Ethanol has hydrogen bonds whereas methoxymethane has permanent dipole-dipole forces. The hydrogen bonds are stronger and therefore required more energy to overcome.

Question 16

Phosphorus and nitrogen are in Group V of the periodic table and both elements form hydrides. Phosphine, PH3, reacts to form phosphonium ions, PH4 + in a similar way to that by which ammonia, NH3 forms ammonium ions, NH4 +. Give the name of the type of bond formed when phosphine reacts with a H+ ion. Explain how this bond is formed. [3]

Answer 16

Type of bond: dative covalent bond
Explanation: Lone pair of electrons are donated from P to H+

Question 17

Silicon tetrafluoride (SiF4) is a tetrahedral molecule. Deduce the type of intermolecular forces in SiF4. Explain how this type of intermolecular force arises and why no other type of intermolecular force exists in a sample of SiF4. [3]

Answer 17

IMF in SiF4: van der waals
Explanation: There is an uneven distribution of electrons in one molecule which induces the dipole in the neighboring molecule. Symmetrical dipoles cancel out.

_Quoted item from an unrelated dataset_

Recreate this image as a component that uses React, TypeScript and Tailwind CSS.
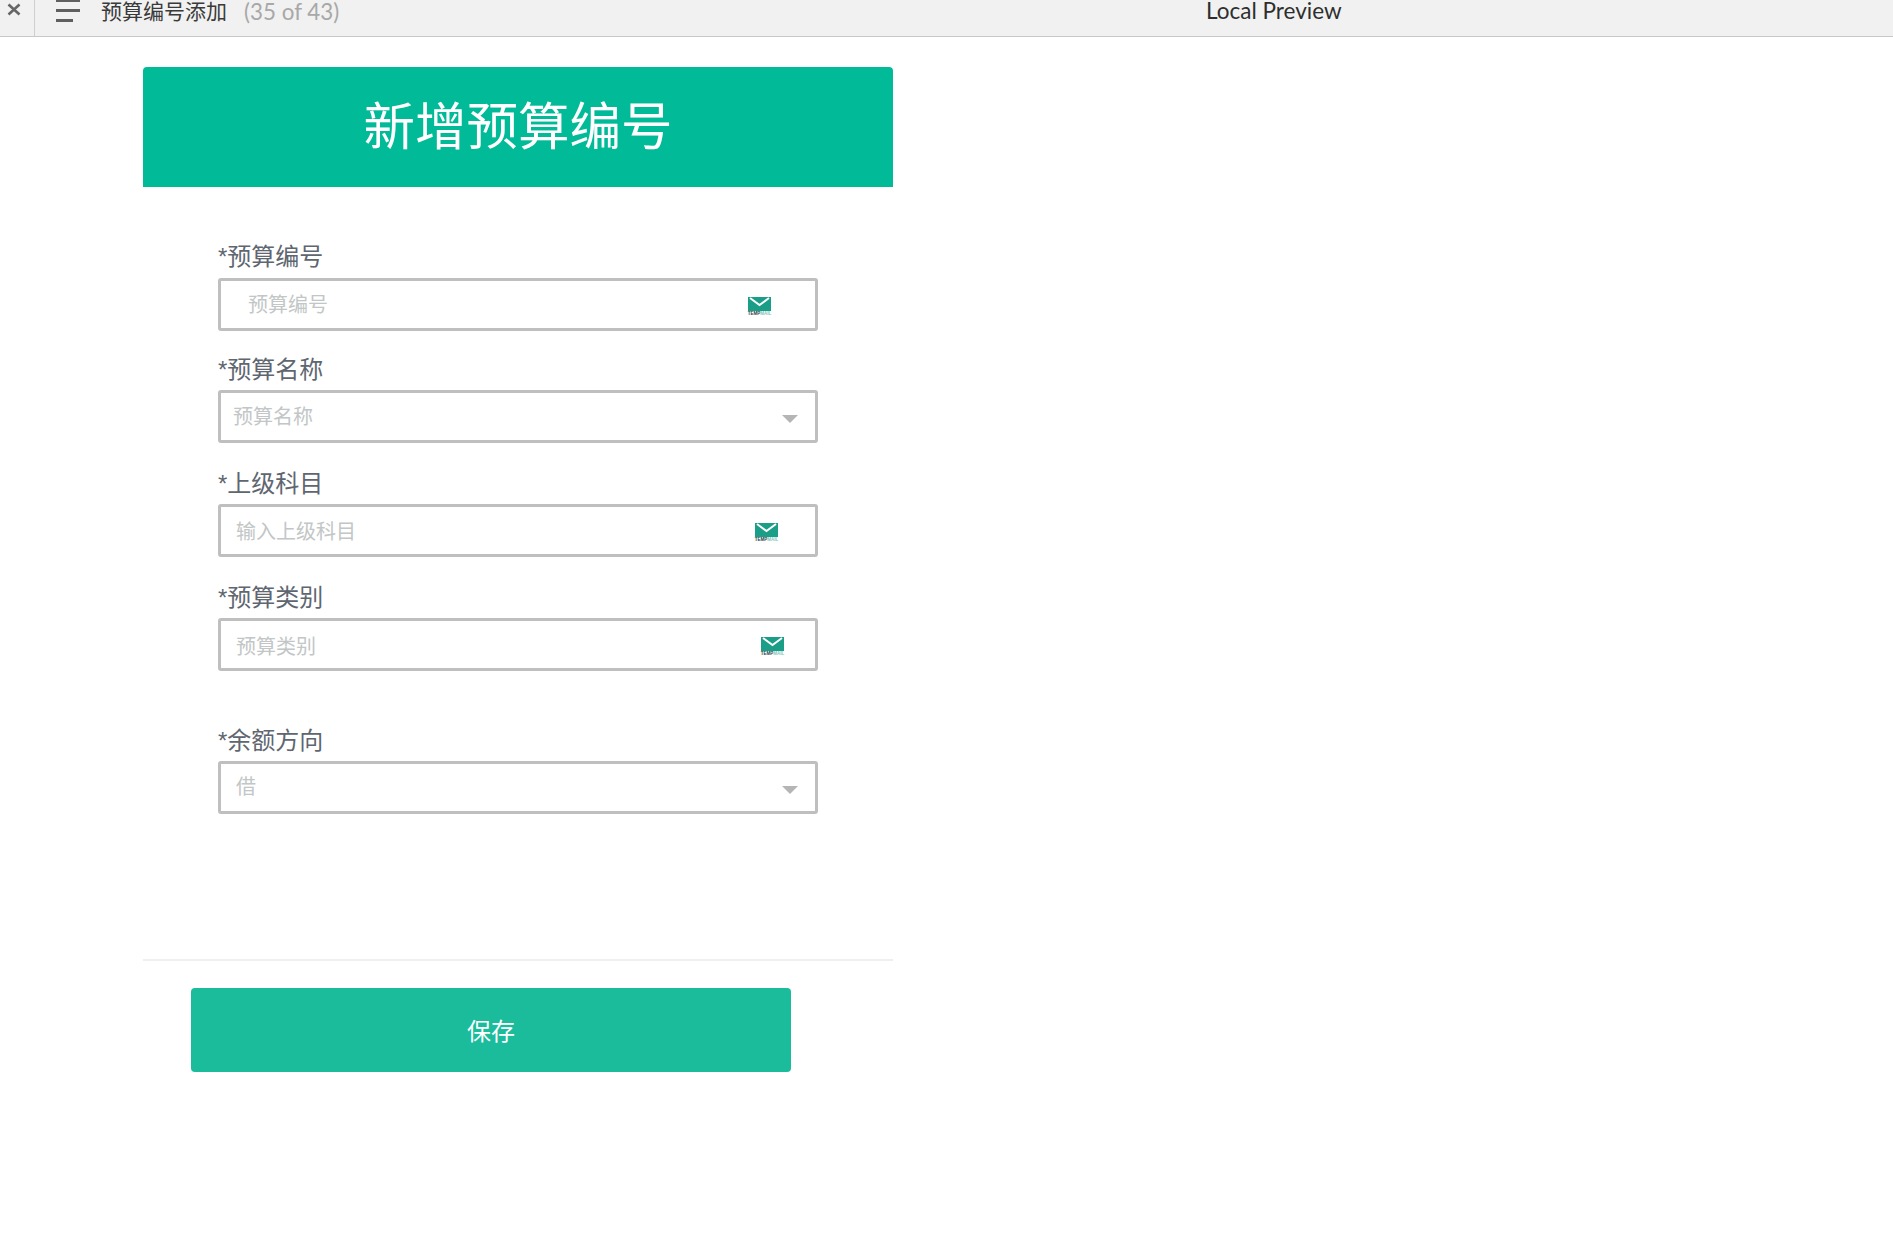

There are no hydrogen bonds since there are no hydrogen bonded to fluorine.

Question 18

Which compound has the highest boiling point? [1]
- Butanal
- Butan-2-ol
- But-2-ene
- 1-fluorobutane

Answer 18

Butan-2-ol

Question 19

Use your understanding of intermolecular to predict which of these compounds has the highest boiling point. [1]
- HF
- HCl
- HBr
- HI

Answer 19

HF

Question 20

This table shows the boiling points of methanol (CH3OH) and methanethiol (CH3SH).
Compound - Methanol
Boiling point °C - 65
Compound - Methanethiol
Boiling point °C - 6
a) Explain in terms of their intermolecular forces, why the boiling points of these compounds are different. [3]
b) Suggest why methaneselenol (CH3SeH) has a higher boiling point than methanethiol (CH3SH) [2]

Answer 20

a) Methanol contains hydrogen bonding whereas methanethiol contains van der waals forces. Hydrogen bonds are stronger than van der waals forces and therefore require more energy to overcome.

b) Methaneselenol is a bigger molecule which means there are more van der waals forces between the molecules hence more energy required to overcome the forces.